Posted: Jul 22, 2013 10:00 AM
 
Do tragic news stories affect you deeply, especially when they involve children? We asked experts if hearing about horrible tragedies can actually have an effect on our moods and how we can cope.

Over the past six months, several tragedies have rocked our nation. Every day, regional headlines bring tragedy on a smaller scale. If the news has been making you feel depressed, anxious or fearful, you're not alone. Learn how headlines can make your life harder, and what you can do to break out of the resulting moods.

Why does the news upset us?

There is no simple answer or universal way that individuals react to bad news. Events in the news can trigger feelings of trauma or anxiety, especially for those who have experienced trauma in the past. For parents, reading about children being harmed or killed can be especially upsetting. Bad news can increase instances of intrusive thoughts. Even if you don't have an existing mood disorder, bad news can affect your outlook on life. "We live in an age where the news can be accessed from a multitude of sources and devices. The world is filled with minute-to-minute, hourly and daily news," says therapist Tamara Hill. This saturation of news, including bad news from all over the world, isn't always a good thing.

Feel better: Unplug

You don't have to watch every news report, every day.

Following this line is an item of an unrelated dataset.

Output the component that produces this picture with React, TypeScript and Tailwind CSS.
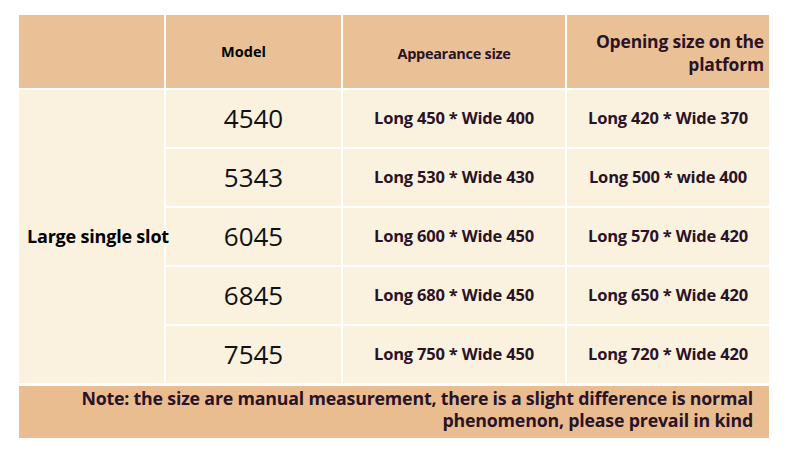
const rows = [
  { model: "4540", outer: "Long 450 * Wide 400", opening: "Long 420 * Wide 370" },
  { model: "5343", outer: "Long 530 * Wide 430", opening: "Long 500 * wide 400" },
  { model: "6045", outer: "Long 600 * Wide 450", opening: "Long 570 * Wide 420" },
  { model: "6845", outer: "Long 680 * Wide 450", opening: "Long 650 * Wide 420" },
  { model: "7545", outer: "Long 750 * Wide 450", opening: "Long 720 * Wide 420" },
];

function App() {
  return (
    <div className="w-[790px] h-[463px] bg-white pt-[15px] pl-[19px] font-['Open_Sans',sans-serif]">
      <div className="w-[750px] grid grid-cols-[145px_175px_222px_202px] grid-rows-[73px_repeat(5,57px)] gap-[2px] bg-white">
        {/* header */}
        <div className="bg-[#eac196]"></div>
        <div className="bg-[#eac196] flex items-center justify-center pr-[20px] text-[14.5px] font-bold text-black">Model</div>
        <div className="bg-[#eac196] flex items-center justify-center pt-[4px] text-[14.5px] font-bold text-[#2a1326] tracking-[-0.3px]">
          Appearance size
        </div>
        <div className="bg-[#eac196] flex items-center justify-end pr-[5px] pt-[3px] text-right text-[17.5px] leading-[23px] font-bold text-[#2a1326] tracking-[-0.2px]">
          <div>
            <div>Opening size on the</div>
            <div>platform</div>
          </div>
        </div>

        {/* body */}
        <div className="row-span-5 bg-[#faf2de] flex items-center pl-[8px] relative z-10 overflow-visible">
          <span className="whitespace-nowrap text-[18px] font-bold text-black tracking-[-0.2px]">Large single slot</span>
        </div>
        {rows.map((r) => (
          <div key={r.model} className="contents">
            <div className="bg-[#faf2de] flex items-center justify-center text-[26px] text-[#111] font-normal">
              {r.model}
            </div>
            <div className="bg-[#faf2de] flex items-center justify-center text-[16.5px] font-bold text-[#2a1326] tracking-[-0.2px]">
              {r.outer}
            </div>
            <div className="bg-[#faf2de] flex items-center justify-center text-[16.5px] font-bold text-[#2a1326] tracking-[-0.2px]">
              {r.opening}
            </div>
          </div>
        ))}
      </div>
      <div className="w-[750px] h-[52px] mt-[3px] bg-[#e9bd90] flex items-center justify-end pr-[16px] text-right text-[17.8px] leading-[22px] font-bold text-[#2a1326] tracking-[-0.2px]">
        <div className="-mt-[6px]">
          <div>Note: the size are manual measurement, there is a slight difference is normal</div>
          <div>phenomenon, please prevail in kind</div>
        </div>
      </div>
    </div>
  );
}

export default App;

"The news will be there the next time you tune in. You don't have to watch every news report, every day," says Hill. She recommends limiting yourself, even if it means having to use a timer. Don't feel like you have a duty to watch coverage or learn every detail when something bad has happened. Tune out and find a healthy distraction, such as going for a walk or listening to calming music.

Feel better: Take action

Psychotherapist Anna Ranieri recommends fighting feelings of helplessness and despair by finding ways to take action. "To overcome the depressive effects of feeling helpless and hopeless after a violent shooting, for example, one could become active in the gun control movement," she says. If tragedy has affected your area, find out if you can volunteer or donate goods. Donating cash to relief organizations after disaster may also help you cope with your feelings.

Feel better: Find others to talk to

Ranieri suggests talking to others about events in the news. "As you compare notes with friends or colleagues, you gain social support, you see that others have similar responses and you discover that there are other concerned people out there," she says. However, if events in the headlines are actively causing you stress and anxiety, you may be better off finding other subjects to discuss to take your mind off things.

Feel better: Get help from a professional

If you feel overwhelmed, hopeless or in any way unable to deal with the news, don't hesitate to seek help. Let someone know you're struggling. Lifeline Crisis Chat is available at all times. Be especially aware of a need for help if you have existing issues that have been triggered. "Consult a professional helper such as a psychotherapist or clergy member if old issues have arisen for you," says Ranieri. "It may be time to address them so that your mood doesn't plummet as readily when you read bad news."